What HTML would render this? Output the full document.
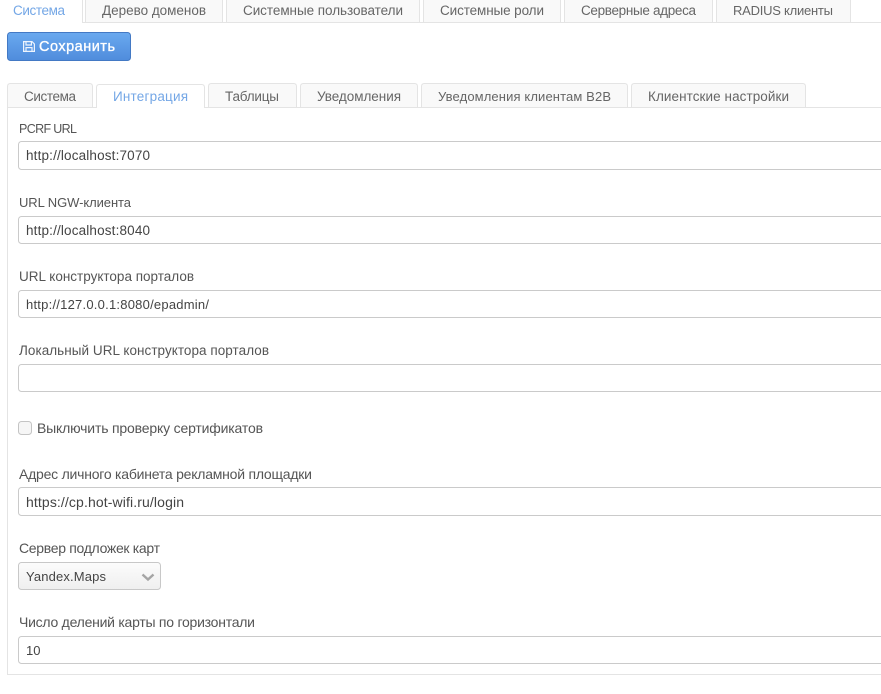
<!DOCTYPE html>
<html><head><meta charset="utf-8"><style>
html,body{margin:0;padding:0;background:#fff;width:881px;height:694px;overflow:hidden}
svg{display:block}
text{font-family:"Liberation Sans",sans-serif;font-size:13.5px;fill:#666}
.l{fill:#555;font-size:14px}.v{fill:#444;font-size:13.5px}.a{fill:#74a7e6}
.t{fill:#f9f9f9;stroke:#e4e4e4}
.i{fill:#fff;stroke:#cacaca}
</style></head><body>
<svg width="881" height="694" viewBox="0 0 881 694" xmlns="http://www.w3.org/2000/svg">
<defs>
<linearGradient id="b" x1="0" y1="0" x2="0" y2="1"><stop offset="0" stop-color="#6aa9ef"/><stop offset="1" stop-color="#4f8cdc"/></linearGradient>
<linearGradient id="s" x1="0" y1="0" x2="0" y2="1"><stop offset="0" stop-color="#fcfcfc"/><stop offset="1" stop-color="#efefef"/></linearGradient>
</defs>
<!-- top tabs -->
<path class="t" d="M85.500 -2V22.500H222.500V-2Z"/>
<path class="t" d="M226.500 -2V22.500H419.500V-2Z"/>
<path class="t" d="M423.500 -2V22.500H560.500V-2Z"/>
<path class="t" d="M564.500 -2V22.500H712.500V-2Z"/>
<path class="t" d="M716.500 -2V22.500H850.500V-2Z"/>
<path d="M82.500 -2V22.500H881" fill="none" stroke="#e4e4e4"/>
<text x="13" y="15" class="a" textLength="52">Система</text>
<text x="102" y="15" textLength="104">Дерево доменов</text>
<text x="243" y="15" textLength="160">Системные пользователи</text>
<text x="440" y="15" textLength="104">Системные роли</text>
<text x="581" y="15" textLength="115">Серверные адреса</text>
<text x="733" y="15" style="font-size:13px" textLength="100">RADIUS клиенты</text>
<!-- save button -->
<rect x="7.500" y="32.500" width="123" height="28" rx="3" fill="url(#b)" stroke="#4379c4"/>
<g fill="none" stroke="#eef4fd" stroke-width="1.200"><path d="M23.600 41.600H32L34.400 44V51.400H23.600Z"/><path d="M26 41.800V45H31.400V41.800M26 51.200V47.600H32V51.200"/></g>
<text x="39" y="51" textLength="76" style="font-size:14.500px;fill:#fff;stroke:#fff;stroke-width:.35px">Сохранить</text>
<!-- inner tabs -->
<path class="t" d="M7.500 107.500V86.500Q7.500 83.500 10.500 83.500H89.500Q92.500 83.500 92.500 86.500V107.500"/>
<path class="t" d="M208.500 107.500V86.500Q208.500 83.500 211.500 83.500H293.500Q296.500 83.500 296.500 86.500V107.500"/>
<path class="t" d="M300.500 107.500V86.500Q300.500 83.500 303.500 83.500H414.500Q417.500 83.500 417.500 86.500V107.500"/>
<path class="t" d="M421.500 107.500V86.500Q421.500 83.500 424.500 83.500H624.500Q627.500 83.500 627.500 86.500V107.500"/>
<path class="t" d="M631.500 107.500V86.500Q631.500 83.500 634.500 83.500H802.500Q805.500 83.500 805.500 86.500V107.500"/>
<path d="M7.500 107.500V674.500H881M96.500 107.500H7.500M204.500 107.500H881" fill="none" stroke="#e4e4e4"/>
<path d="M96.500 108V87.500Q96.500 84.500 99.500 84.500H201.500Q204.500 84.500 204.500 87.500V108" fill="#fff" stroke="#e4e4e4"/>
<text x="24" y="101" textLength="52">Система</text>
<text x="113" y="101" class="a" textLength="75">Интеграция</text>
<text x="225" y="101" textLength="54">Таблицы</text>
<text x="317" y="101" textLength="84">Уведомления</text>
<text x="438" y="101" style="font-size:13px" textLength="173">Уведомления клиентам B2B</text>
<text x="648" y="101" textLength="141">Клиентские настройки</text>
<!-- form -->
<text x="19" y="133" class="l" style="font-size:12.500px" textLength="58">PCRF URL</text>
<rect class="i" x="18.500" y="141.500" width="880" height="28" rx="3"/>
<text x="26" y="160" class="v" textLength="124">http://localhost:7070</text>

<text x="19" y="207" class="l" style="font-size:13px" textLength="112">URL NGW-клиента</text>
<rect class="i" x="18.500" y="216.500" width="880" height="27" rx="3"/>
<text x="26" y="235" class="v" textLength="124">http://localhost:8040</text>

<text x="19" y="281" class="l" style="font-size:13.500px" textLength="175">URL конструктора порталов</text>
<rect class="i" x="18.500" y="290.500" width="880" height="27" rx="3"/>
<text x="26" y="309" class="v" style="font-size:13px" textLength="183">http://127.0.0.1:8080/epadmin/</text>

<text x="19" y="355" class="l" style="font-size:13.500px" textLength="250">Локальный URL конструктора порталов</text>
<rect class="i" x="18.500" y="364.500" width="880" height="27" rx="3"/>

<rect x="18.500" y="421.500" width="13" height="13" rx="3" fill="#f6f6f6" stroke="#c4c4c4"/>
<text x="37" y="433" class="l" textLength="226">Выключить проверку сертификатов</text>

<text x="19" y="479" class="l" textLength="293">Адрес личного кабинета рекламной площадки</text>
<rect class="i" x="18.500" y="487.500" width="880" height="28" rx="3"/>
<text x="26" y="507" class="v" style="font-size:14px" textLength="158">https://cp.hot-wifi.ru/login</text>

<text x="19" y="553" class="l" textLength="141">Сервер подложек карт</text>
<rect x="18.500" y="562.500" width="142" height="27" rx="3" fill="url(#s)" stroke="#c8c8c8"/>
<text x="26" y="581" class="v" style="font-size:13px" textLength="80">Yandex.Maps</text>
<path d="M142.500 574.500L148 579.500L153.500 574.500" fill="none" stroke="#a5a5a5" stroke-width="2.400"/>

<text x="19" y="627" class="l" textLength="236">Число делений карты по горизонтали</text>
<rect class="i" x="18.500" y="636.500" width="880" height="27" rx="3"/>
<text x="26" y="655" class="v" style="font-size:13px" textLength="14.500">10</text>
</svg>
</body></html>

────────────────────

## PROBLEM TO SOLVE
Copy out all the data without changing anything, and drop the pictures.

## SOLUTION TO THIS EXERCISE
What HTML would render this? Output the full document.
<!DOCTYPE html>
<html><head><meta charset="utf-8"><style>
html,body{margin:0;padding:0;background:#fff;width:881px;height:694px;overflow:hidden}
svg{display:block}
text{font-family:"Liberation Sans",sans-serif;font-size:13.5px;fill:#666}
.l{fill:#555;font-size:14px}.v{fill:#444;font-size:13.5px}.a{fill:#74a7e6}
.t{fill:#f9f9f9;stroke:#e4e4e4}
.i{fill:#fff;stroke:#cacaca}
</style></head><body>
<svg width="881" height="694" viewBox="0 0 881 694" xmlns="http://www.w3.org/2000/svg">
<defs>
<linearGradient id="b" x1="0" y1="0" x2="0" y2="1"><stop offset="0" stop-color="#6aa9ef"/><stop offset="1" stop-color="#4f8cdc"/></linearGradient>
<linearGradient id="s" x1="0" y1="0" x2="0" y2="1"><stop offset="0" stop-color="#fcfcfc"/><stop offset="1" stop-color="#efefef"/></linearGradient>
</defs>
<!-- top tabs -->
<path class="t" d="M85.500 -2V22.500H222.500V-2Z"/>
<path class="t" d="M226.500 -2V22.500H419.500V-2Z"/>
<path class="t" d="M423.500 -2V22.500H560.500V-2Z"/>
<path class="t" d="M564.500 -2V22.500H712.500V-2Z"/>
<path class="t" d="M716.500 -2V22.500H850.500V-2Z"/>
<path d="M82.500 -2V22.500H881" fill="none" stroke="#e4e4e4"/>
<text x="13" y="15" class="a" textLength="52">Система</text>
<text x="102" y="15" textLength="104">Дерево доменов</text>
<text x="243" y="15" textLength="160">Системные пользователи</text>
<text x="440" y="15" textLength="104">Системные роли</text>
<text x="581" y="15" textLength="115">Серверные адреса</text>
<text x="733" y="15" style="font-size:13px" textLength="100">RADIUS клиенты</text>
<!-- save button -->
<rect x="7.500" y="32.500" width="123" height="28" rx="3" fill="url(#b)" stroke="#4379c4"/>
<g fill="none" stroke="#eef4fd" stroke-width="1.200"><path d="M23.600 41.600H32L34.400 44V51.400H23.600Z"/><path d="M26 41.800V45H31.400V41.800M26 51.200V47.600H32V51.200"/></g>
<text x="39" y="51" textLength="76" style="font-size:14.500px;fill:#fff;stroke:#fff;stroke-width:.35px">Сохранить</text>
<!-- inner tabs -->
<path class="t" d="M7.500 107.500V86.500Q7.500 83.500 10.500 83.500H89.500Q92.500 83.500 92.500 86.500V107.500"/>
<path class="t" d="M208.500 107.500V86.500Q208.500 83.500 211.500 83.500H293.500Q296.500 83.500 296.500 86.500V107.500"/>
<path class="t" d="M300.500 107.500V86.500Q300.500 83.500 303.500 83.500H414.500Q417.500 83.500 417.500 86.500V107.500"/>
<path class="t" d="M421.500 107.500V86.500Q421.500 83.500 424.500 83.500H624.500Q627.500 83.500 627.500 86.500V107.500"/>
<path class="t" d="M631.500 107.500V86.500Q631.500 83.500 634.500 83.500H802.500Q805.500 83.500 805.500 86.500V107.500"/>
<path d="M7.500 107.500V674.500H881M96.500 107.500H7.500M204.500 107.500H881" fill="none" stroke="#e4e4e4"/>
<path d="M96.500 108V87.500Q96.500 84.500 99.500 84.500H201.500Q204.500 84.500 204.500 87.500V108" fill="#fff" stroke="#e4e4e4"/>
<text x="24" y="101" textLength="52">Система</text>
<text x="113" y="101" class="a" textLength="75">Интеграция</text>
<text x="225" y="101" textLength="54">Таблицы</text>
<text x="317" y="101" textLength="84">Уведомления</text>
<text x="438" y="101" style="font-size:13px" textLength="173">Уведомления клиентам B2B</text>
<text x="648" y="101" textLength="141">Клиентские настройки</text>
<!-- form -->
<text x="19" y="133" class="l" style="font-size:12.500px" textLength="58">PCRF URL</text>
<rect class="i" x="18.500" y="141.500" width="880" height="28" rx="3"/>
<text x="26" y="160" class="v" textLength="124">http://localhost:7070</text>

<text x="19" y="207" class="l" style="font-size:13px" textLength="112">URL NGW-клиента</text>
<rect class="i" x="18.500" y="216.500" width="880" height="27" rx="3"/>
<text x="26" y="235" class="v" textLength="124">http://localhost:8040</text>

<text x="19" y="281" class="l" style="font-size:13.500px" textLength="175">URL конструктора порталов</text>
<rect class="i" x="18.500" y="290.500" width="880" height="27" rx="3"/>
<text x="26" y="309" class="v" style="font-size:13px" textLength="183">http://127.0.0.1:8080/epadmin/</text>

<text x="19" y="355" class="l" style="font-size:13.500px" textLength="250">Локальный URL конструктора порталов</text>
<rect class="i" x="18.500" y="364.500" width="880" height="27" rx="3"/>

<rect x="18.500" y="421.500" width="13" height="13" rx="3" fill="#f6f6f6" stroke="#c4c4c4"/>
<text x="37" y="433" class="l" textLength="226">Выключить проверку сертификатов</text>

<text x="19" y="479" class="l" textLength="293">Адрес личного кабинета рекламной площадки</text>
<rect class="i" x="18.500" y="487.500" width="880" height="28" rx="3"/>
<text x="26" y="507" class="v" style="font-size:14px" textLength="158">https://cp.hot-wifi.ru/login</text>

<text x="19" y="553" class="l" textLength="141">Сервер подложек карт</text>
<rect x="18.500" y="562.500" width="142" height="27" rx="3" fill="url(#s)" stroke="#c8c8c8"/>
<text x="26" y="581" class="v" style="font-size:13px" textLength="80">Yandex.Maps</text>
<path d="M142.500 574.500L148 579.500L153.500 574.500" fill="none" stroke="#a5a5a5" stroke-width="2.400"/>

<text x="19" y="627" class="l" textLength="236">Число делений карты по горизонтали</text>
<rect class="i" x="18.500" y="636.500" width="880" height="27" rx="3"/>
<text x="26" y="655" class="v" style="font-size:13px" textLength="14.500">10</text>
</svg>
</body></html>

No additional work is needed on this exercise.